Sale time at Debenhams Cork store

Listed this week is 38, 39 & 40 Maylor Street, bookended by Debenhams on the western side, and by Smyths Toys on the eastern flank. It’s guided at €1.5 million by Cohalan Downing, and has an income of €126,000 pa.
It comes publicly, as under-the-radar marketing has been continuing to international funds and Irish REIT investors on the iconic 12-17 St Patrick Street, a retail department store, still owned by Roche family members and being sold on their behalf.
Dominated by an enormous green copper dome, the broad building has 45 metres frontage onto St Patrick Street, and a whopping 120 metres down along Maylor Street facing Brown Thomas.
Agents Colliers says “12-17 St Patrick’s Street is a world class department store with large floor plates, providing the perfect mix of modern retail space and character in an iconic landmark building.”
It was developed almost a century ago, in 1922, by the Roche family whose business was founded in 1901 by William Roche.
The St Patrick Street store was significantly upgraded in the 1990s by Roches Stores, with the addition of a large central glazed atrium and new elevators.
Following the sale of Roches Stores’ nine outlets to Debenhams in 2006, it has been occupied by Debenhams on a 25 year lease from 2006 and on a recently renegotiated rent of €3.25 million, and is now on offer via investment advisor Declan Stone of Colliers in Dublin.
The building has a gross internal area of almost four acres, or 152,000 sq ft on a ground floor 1.32 acre footprint in the very retail heart of Cork city centre, and has “long term redevelopment potential beyond its current use as a single department store.”

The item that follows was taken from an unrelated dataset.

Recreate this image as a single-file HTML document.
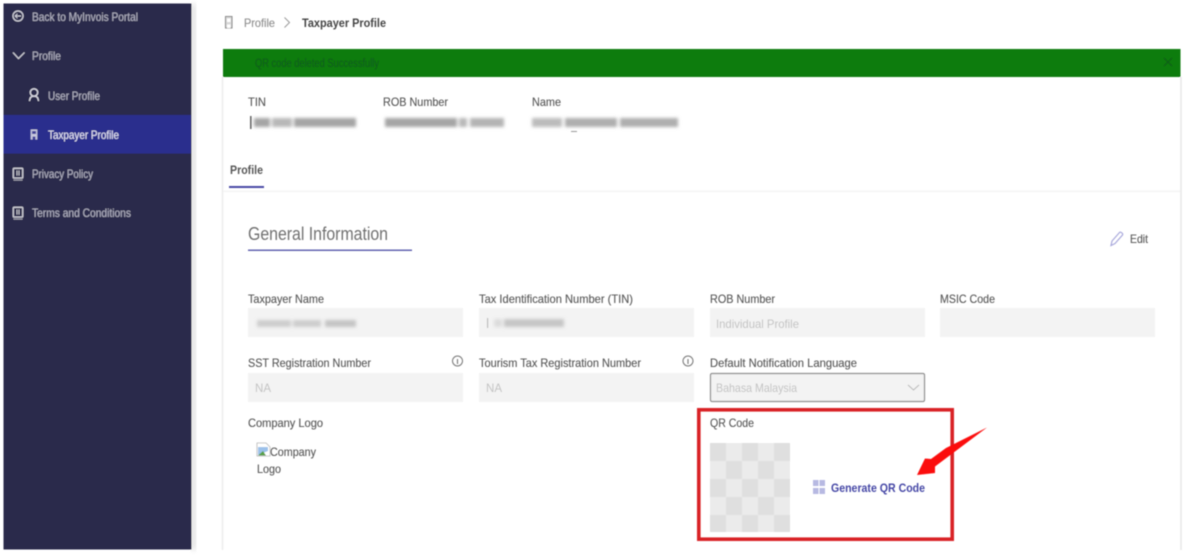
<!DOCTYPE html>
<html lang="en"><head><meta charset="utf-8"><title>Taxpayer Profile</title>
<style>
html,body{margin:0;padding:0;background:#fff;width:1187px;height:557px;overflow:hidden}
svg{display:block}
text{font-family:"Liberation Sans",sans-serif;font-size:12px;fill:#565656;stroke:#565656;stroke-width:.12px}
.s text{fill:#b0b0c0;stroke:#b0b0c0;font-size:12px}
.b{font-weight:bold}
</style></head><body>
<svg width="1187" height="557" viewBox="0 0 1187 557" xmlns="http://www.w3.org/2000/svg">
<defs>
<filter id="soft" x="-5%" y="-5%" width="110%" height="110%"><feGaussianBlur stdDeviation="0.45"/></filter>
<filter id="bl" x="-10%" y="-60%" width="120%" height="220%"><feGaussianBlur stdDeviation="1.600"/></filter>
<filter id="sh" x="-5%" y="-5%" width="110%" height="110%"><feGaussianBlur stdDeviation="3"/></filter>
</defs>
<rect width="1187" height="557" fill="#fff"/>
<g filter="url(#soft)">
<!-- sidebar -->
<rect x="191" y="4" width="5" height="546" fill="#ddd" filter="url(#sh)"/>
<rect x="3.500" y="3.500" width="188" height="546" fill="#2b2b4b"/>
<rect x="3.500" y="115" width="187.500" height="38.500" fill="#2b2d8d"/>
<g class="s">
<text x="32" y="21" textLength="106" lengthAdjust="spacingAndGlyphs">Back to MyInvois Portal</text>
<text x="32" y="60" textLength="29" lengthAdjust="spacingAndGlyphs">Profile</text>
<text x="48" y="100" textLength="52" lengthAdjust="spacingAndGlyphs">User Profile</text>
<text x="48" y="139" textLength="71" lengthAdjust="spacingAndGlyphs" style="fill:#e2e2f2;stroke:#e2e2f2">Taxpayer Profile</text>
<text x="32" y="178" textLength="61" lengthAdjust="spacingAndGlyphs">Privacy Policy</text>
<text x="32" y="217" textLength="99" lengthAdjust="spacingAndGlyphs">Terms and Conditions</text>
</g>
<!-- sidebar icons -->
<circle cx="18" cy="16" r="5" fill="none" stroke="#d2d2dc" stroke-width="1.200"/>
<path d="M21 16H15.400M17.400 13.800L15.200 16L17.400 18.200" fill="none" stroke="#d2d2dc" stroke-width="1"/>
<path d="M13 52.500L18.500 58.500L24.500 52.500" fill="none" stroke="#d2d2dc" stroke-width="1.200"/>
<circle cx="34" cy="92.500" r="3.700" fill="none" stroke="#dcdce6" stroke-width="1.300"/>
<path d="M29.500 101C29.800 97.500 31.500 96 34 96S38.200 97.500 38.500 101" fill="none" stroke="#dcdce6" stroke-width="1.300"/>
<rect x="30.700" y="129.500" width="6.600" height="10" fill="#c8c8de"/>
<rect x="32" y="131" width="4" height="3" fill="#44449a"/>
<path d="M32.500 139.500V136.500H35.500V139.500" fill="#44449a"/>
<g fill="none" stroke="#d2d2da" stroke-width="1.300">
<rect x="13.300" y="168.300" width="9.400" height="9.700" rx=".8"/><rect x="13.300" y="207.300" width="9.400" height="9.700" rx=".8"/>
</g>
<path d="M17 170.500V175.500M19 170.500V175.500M17 209.500V214.500M19 209.500V214.500" stroke="#d2d2da" stroke-width=".9"/>
<path d="M13.500 180H22.500M13.500 219H22.500" stroke="#a0a0ae" stroke-width="1.300"/>

<!-- breadcrumb -->
<rect x="225.500" y="16.500" width="6.500" height="11.500" fill="#d8d8d8" stroke="#8a8a8a" stroke-width="1"/>
<rect x="227" y="18.500" width="3.500" height="3.500" fill="#fff"/>
<path d="M227 28V24.500H230.500V28" fill="#fff"/>
<text x="244" y="27" textLength="31" lengthAdjust="spacingAndGlyphs" style="fill:#8c8c8c;stroke:#8c8c8c">Profile</text>
<path d="M284.500 17.500L289.500 22.500L284.500 27.500" fill="none" stroke="#9a9a9a" stroke-width="1"/>
<text x="302" y="27" textLength="84" lengthAdjust="spacingAndGlyphs" class="b" style="fill:#444;stroke:none">Taxpayer Profile</text>

<!-- card shells -->
<path d="M222.500 77V550" stroke="#ececec" stroke-width="1.500"/>
<path d="M1181 77V550" stroke="#ececec" stroke-width="2"/>
<rect x="223" y="190.500" width="957" height="1.500" fill="#f4f4f4"/>

<!-- banner -->
<rect x="223" y="49" width="957.500" height="28" fill="#107c10"/>
<text x="255" y="67" textLength="124" lengthAdjust="spacingAndGlyphs" style="fill:#0d5c1a;stroke:#0d5c1a;font-size:11.500px">QR code deleted Successfully</text>
<path d="M1164 58L1172 66M1172 58L1164 66" stroke="#0d5c1a" stroke-width="1.100"/>

<!-- header fields -->
<text x="248" y="106" textLength="18" lengthAdjust="spacingAndGlyphs">TIN</text>
<text x="383" y="106" textLength="65" lengthAdjust="spacingAndGlyphs">ROB Number</text>
<text x="532" y="106" textLength="29" lengthAdjust="spacingAndGlyphs">Name</text>
<rect x="250" y="116" width="1.600" height="13" fill="#666"/>
<!-- redacted values -->
<g filter="url(#bl)" fill="#a4a4a4">
<rect x="254" y="118" width="16" height="9"/><rect x="272" y="118" width="20" height="9" fill="#b8b8b8"/><rect x="294" y="118" width="62" height="9"/>
<rect x="385" y="118" width="72" height="9"/><rect x="459" y="118" width="8" height="9" fill="#b8b8b8"/><rect x="470" y="118" width="34" height="9" fill="#b4b4b4"/>
<rect x="532" y="118" width="30" height="9" fill="#bcbcbc"/><rect x="565" y="118" width="52" height="9" fill="#aeaeae"/><rect x="620" y="118" width="58" height="9" fill="#aeaeae"/>
</g>
<rect x="571" y="131" width="6" height="1" fill="#999"/>

<!-- tab -->
<text x="230" y="174" textLength="33" lengthAdjust="spacingAndGlyphs" class="b" style="fill:#555;stroke:none">Profile</text>
<rect x="229" y="186" width="35" height="2" fill="#4a4aa6"/>

<!-- section title -->
<text x="248" y="240" textLength="140" lengthAdjust="spacingAndGlyphs" style="font-size:18px;fill:#707070;stroke:none">General Information</text>
<rect x="248" y="249.500" width="164" height="1.500" fill="#6264b0"/>
<path d="M1111 245.500L1112 241L1119.500 232.500C1120.500 231.500 1123.500 233.500 1122.500 235L1115 243.500Z" fill="none" stroke="#a9a9dc" stroke-width="1.200"/>
<text x="1130" y="243" textLength="18" lengthAdjust="spacingAndGlyphs">Edit</text>

<!-- row 1 -->
<text x="248" y="303" textLength="76" lengthAdjust="spacingAndGlyphs">Taxpayer Name</text>
<text x="479" y="303" textLength="154" lengthAdjust="spacingAndGlyphs">Tax Identification Number (TIN)</text>
<text x="710" y="303" textLength="65" lengthAdjust="spacingAndGlyphs">ROB Number</text>
<text x="940" y="303" textLength="55" lengthAdjust="spacingAndGlyphs">MSIC Code</text>
<g fill="#f3f3f3">
<rect x="248" y="308" width="215" height="29"/><rect x="479" y="308" width="215" height="29"/>
<rect x="710" y="308" width="215" height="29"/><rect x="940" y="308" width="215" height="29"/>
<rect x="248" y="373" width="215" height="29"/><rect x="479" y="373" width="215" height="29"/>
</g>
<g filter="url(#bl)" fill="#cdcdcd">
<rect x="257" y="320" width="34" height="7"/><rect x="293" y="320" width="28" height="7"/><rect x="325" y="320" width="31" height="7" fill="#c4c4c4"/>
<rect x="494" y="319" width="8" height="8" fill="#dcdcdc"/><rect x="504" y="319" width="60" height="8" fill="#c6c6c6"/>
</g>
<rect x="487" y="318" width="1.200" height="10" fill="#bbb"/>
<text x="716" y="328" textLength="83" lengthAdjust="spacingAndGlyphs" style="fill:#c2c2c2;stroke:none">Individual Profile</text>

<!-- row 2 -->
<text x="248" y="367" textLength="123" lengthAdjust="spacingAndGlyphs">SST Registration Number</text>
<text x="479" y="367" textLength="162" lengthAdjust="spacingAndGlyphs">Tourism Tax Registration Number</text>
<text x="710" y="367" textLength="147" lengthAdjust="spacingAndGlyphs">Default Notification Language</text>
<g fill="none" stroke="#777" stroke-width="1">
<circle cx="457.500" cy="361" r="5"/><circle cx="688" cy="361" r="5"/>
</g>
<path d="M457.500 359V364M688 359V364" stroke="#777" stroke-width="1.100"/>
<text x="255" y="392" textLength="16" lengthAdjust="spacingAndGlyphs" style="fill:#c2c2c2;stroke:none">NA</text>
<text x="486" y="392" textLength="16" lengthAdjust="spacingAndGlyphs" style="fill:#c2c2c2;stroke:none">NA</text>
<rect x="710.500" y="373.500" width="214" height="28" rx="1.500" fill="#f3f3f3" stroke="#8c8c8c" stroke-width="1.200"/>
<text x="716" y="392" textLength="81" lengthAdjust="spacingAndGlyphs" style="fill:#c2c2c2;stroke:none">Bahasa Malaysia</text>
<path d="M908 385L913.500 390L919 385" fill="none" stroke="#b5b5b5" stroke-width="1"/>

<!-- logo -->
<text x="248" y="427" textLength="75" lengthAdjust="spacingAndGlyphs">Company Logo</text>
<path d="M257 443H266L270 447V456H257Z" fill="#fff" stroke="#b4b4b4" stroke-width="0.800"/>
<path d="M258 447H268V451L258 455Z" fill="#9cc1ea"/>
<path d="M258 455.500L263 451L266 455.500Z" fill="#58a04a"/>
<text x="270" y="456" textLength="46" lengthAdjust="spacingAndGlyphs">Company</text>
<text x="257" y="473" textLength="24" lengthAdjust="spacingAndGlyphs">Logo</text>

<!-- QR -->
<text x="710" y="427" textLength="44" lengthAdjust="spacingAndGlyphs">QR Code</text>
<rect x="710" y="443" width="80" height="89" fill="#ebebeb"/>
<g fill="#dfdfdf">
<rect x="710" y="443" width="16" height="18"/><rect x="742" y="443" width="16" height="18"/><rect x="774" y="443" width="16" height="18"/>
<rect x="726" y="461" width="16" height="18"/><rect x="758" y="461" width="16" height="18"/>
<rect x="710" y="479" width="16" height="18"/><rect x="742" y="479" width="16" height="18"/><rect x="774" y="479" width="16" height="18"/>
<rect x="726" y="497" width="16" height="18"/><rect x="758" y="497" width="16" height="18"/>
<rect x="710" y="515" width="16" height="17"/><rect x="742" y="515" width="16" height="17"/><rect x="774" y="515" width="16" height="17"/>
</g>
<g fill="#b7b9e2">
<rect x="813" y="480" width="5.500" height="6"/><rect x="819.500" y="480" width="5.500" height="6"/>
<rect x="813" y="488" width="5.500" height="6"/><rect x="819.500" y="488" width="5.500" height="6"/>
</g>
<text x="831" y="492" textLength="94" lengthAdjust="spacingAndGlyphs" class="b" style="fill:#4546a5;stroke:none">Generate QR Code</text>

<!-- annotation -->
<rect x="698.800" y="409.800" width="253.400" height="129.400" fill="none" stroke="#d92027" stroke-width="3.600"/>
<path d="M987 427.500L946 448L931 459L925 458.500L917 475L935 473L935 466.500Z" fill="#fb0a0a"/>
</g>
</svg>
</body></html>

Colliers’ sales prospectus, dubbed Projectgrouse, outlines scope for three large new ‘MSU’ retail units plus a 220-bed aparthotel in the airspace to the rear of the existing building.
The anticipated sale (Colliers did not return calls for details and confirmation of the current status of their sales process), is broadly tipped to be in the €70-75 million price bracket.
Importantly, it does not include the former Roches Stores supermarket section, now occupied by SuperValu, or the multi-storey car-park with over 700 spaces, serving Debenhams and the Merchants Quay Shopping Centre.
Sources say a separate investment deal may already have been agreed on those supermarket/carpark elements of the former Roche family’s historic Cork city base, and if so could push the total sale outcome of the family’s Cork property at up to or over €100 million.
Projectgrouse only covers the Cork property for the Roche family, and not the far more valuable Henry Street store, and the utterly low-key and publicity averse Roches have very extensive international property and business investments (including some in the UK in the 2000s with Michael O’Flynn’s Tiger Developments.)
Nor does the sale of 12-17 St Patrick’s Street include portions of the Merchants Quay Shopping Centre which transacted earlier this year. Savills secured €13.4 million for 29 mall retail units in the high-profile development, initially done in 1989 by O’Callaghan Properties and anchored by Dunnes.
The Merchants Quay section offered for an investment fund in the past year was earning €1.47 million in rent. It was bought by Clarendon Properties’ Tony Leonard and Paddy McKilleen who control Cork’s Queens Old Castle, and Savoy centres, as well as the Wilton Shopping Centre and who have been active in key Cork site assemblies. Might Clarendon have a rattle off the Debenhams offer?
The sale comes after new rent levels were agreed at 12-17 Patrick Street by landlord representative of the 60-year old and Wicklow-based Richard Roche, with Debenhams last year after the latter emerged from a period of examinership.
The restructuring deal and rent reviews secured over 1,300 Debenhams jobs, plus hundreds of concession jobs, and Debenhams has traded in 11 Irish outlets, including four in Dublin.
At the time of the 2006 deal with Roches Stores, the Roche family maintained landlord ownership of both Henry Street in Dublin and St Patrick Street stores in their native Cork city.
At the time of that deal, it was reported that Debenhams were acquiring the business and leaseholds of nine Roches stores outlets for just €29m, with further multi-million euro payments for stock etc.
Debenhams currently trades out of over 240 stores across 27 countries, and its 2016 sales turnover was £2.35 billion.
The original Roches Stores building was developed in 1922, after the December 1920 fateful ‘Burning of Cork’ by British auxiliary forces during the War of Independence, which destroyed over 40 retail businesses and 300 houses.
Reconstruction of St Patrick’s Street delivered impressive retail buildings which give this section of the second city’s main retail thoroughfare such heft and appeal: among the best were Roches Stores (now Debenhams) Cashs (now Brown Thomas) and the Munster Arcade, now Penneys.
Meanwhile, Penneys long-awaited major redevelopment of their Patrick Street store, after a considerable site assembly at a cost of tens of millions of euros, is expected to finally go forward for planning permission by the end of this year.
Sources say it will be project managed by personnel within O’Flynn Construction for Primark/Penneys.